Better Closures
As I mentioned earlier, a closure per se has a special nature which it does not share with other kinds of functions. A closure is produced from snippet of code, written in the midst of a larger block of code, in such a way that the meaning of names within the snippet are consistent with the enclosing block.
Let‘s continue to examine the case for (a) better closures and (b) slightly better type parameters but not (c) function types, with the most enjoyable part, (a). We will find that giving up function types produces the most compact, natural-looking syntax for separable code snippets.
(a) Better Closures
Closures arose from the happy combination of functional language (initially Lisp‘s version of lambda calculus) with a realization of the benefits of simple, uniform treatment of names (lexical scoping, referential transparency, etc.).

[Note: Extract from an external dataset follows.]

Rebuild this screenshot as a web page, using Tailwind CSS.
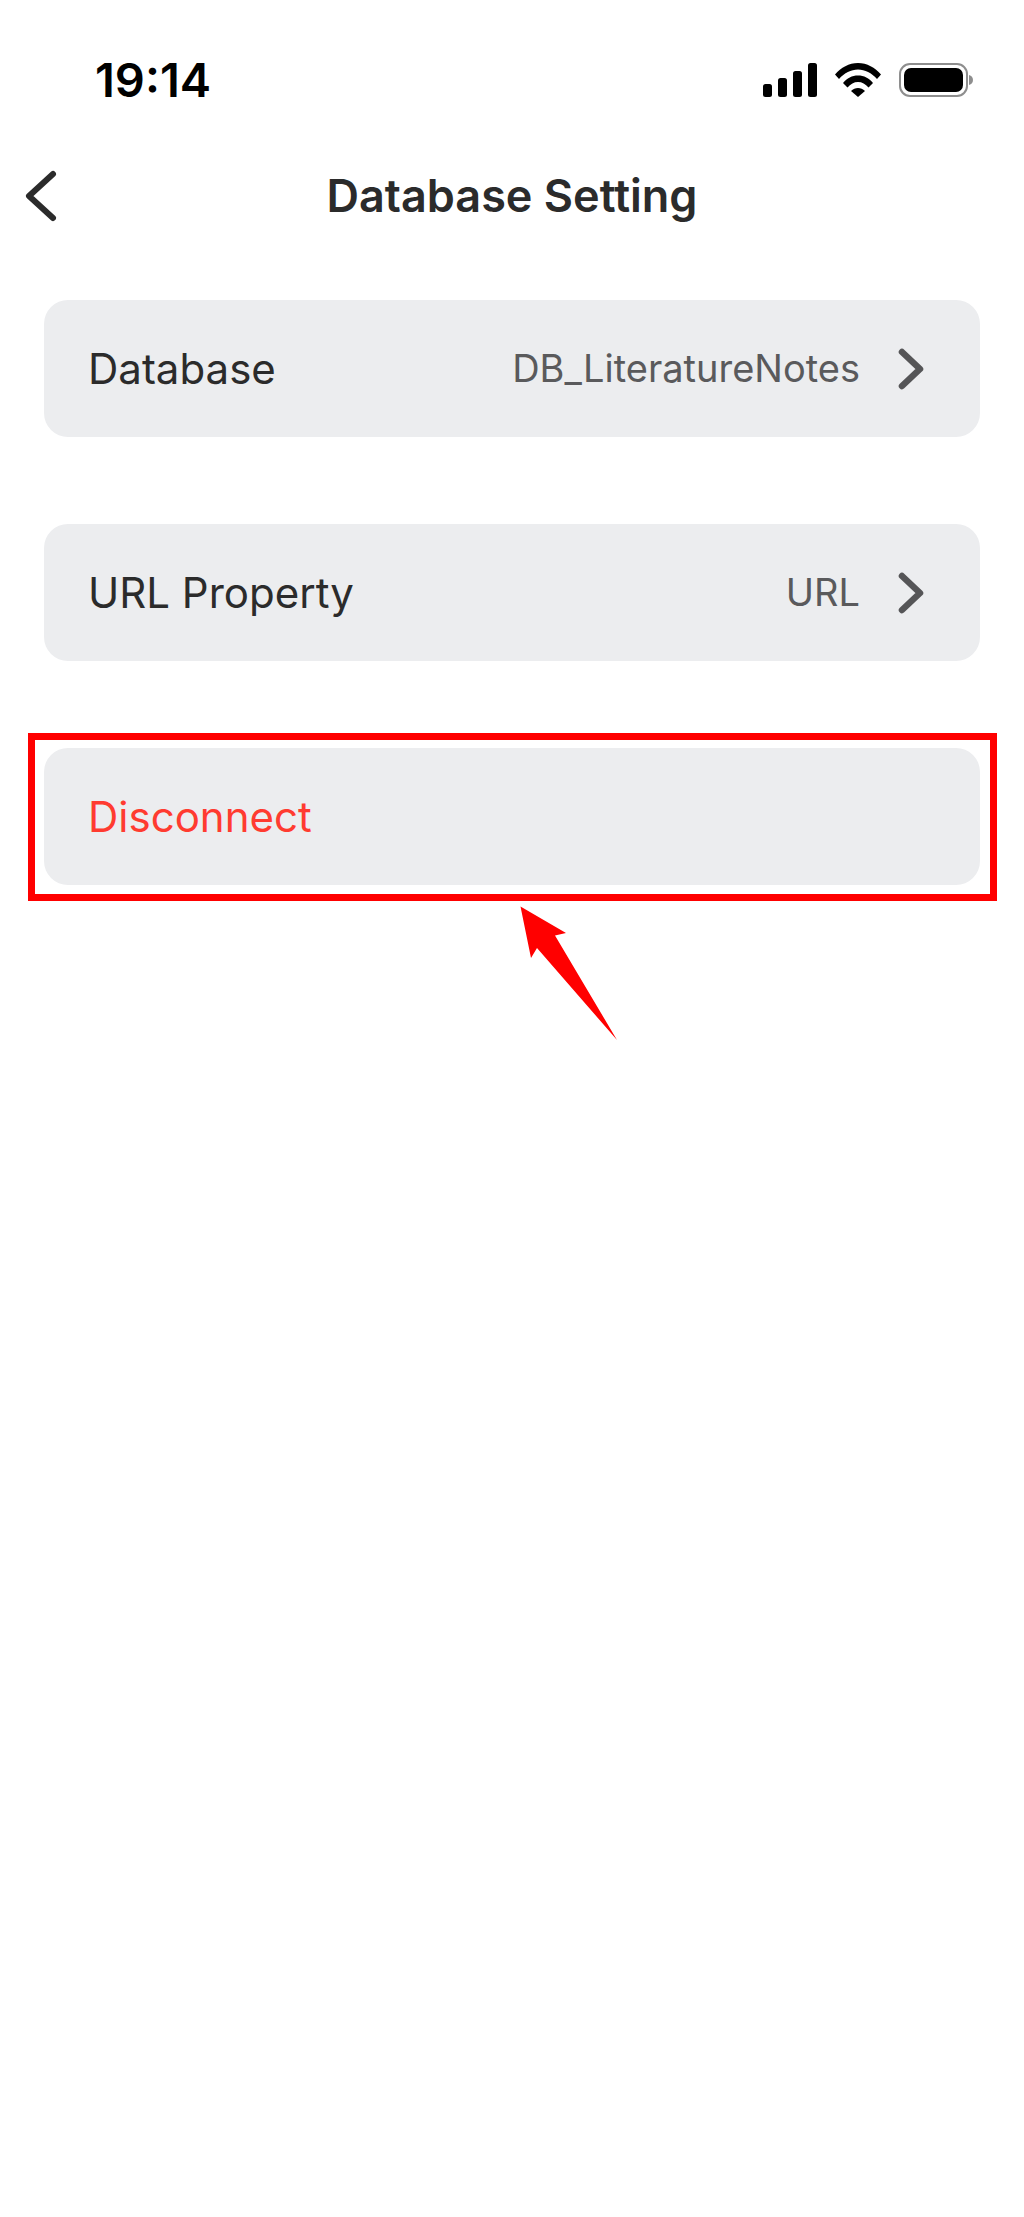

As noted before, a language can incorporate those benefits without an explicit function type system. This note describes one way to do that for Java.
Let's start by noting that inner classes are imperfect closures. The imperfections are (1) inaccessible nonfinal local variables, (2) inaccessible statement labels, (3) bulky syntax, and (4) shadowing by class and method scopes. As a group, these imperfections stem from caution in the early days of Java; the designers avoided constructs that could invisibly slow down the system. (Nobody had an optimizing JIT yet.) Imperfections (3) and (4) are due, moreover, to the very explicit “class-ness” of the syntax which wraps the programmer‘s snippet of code, even if the class is anonymous. For better or worse, everything needed to look like a class.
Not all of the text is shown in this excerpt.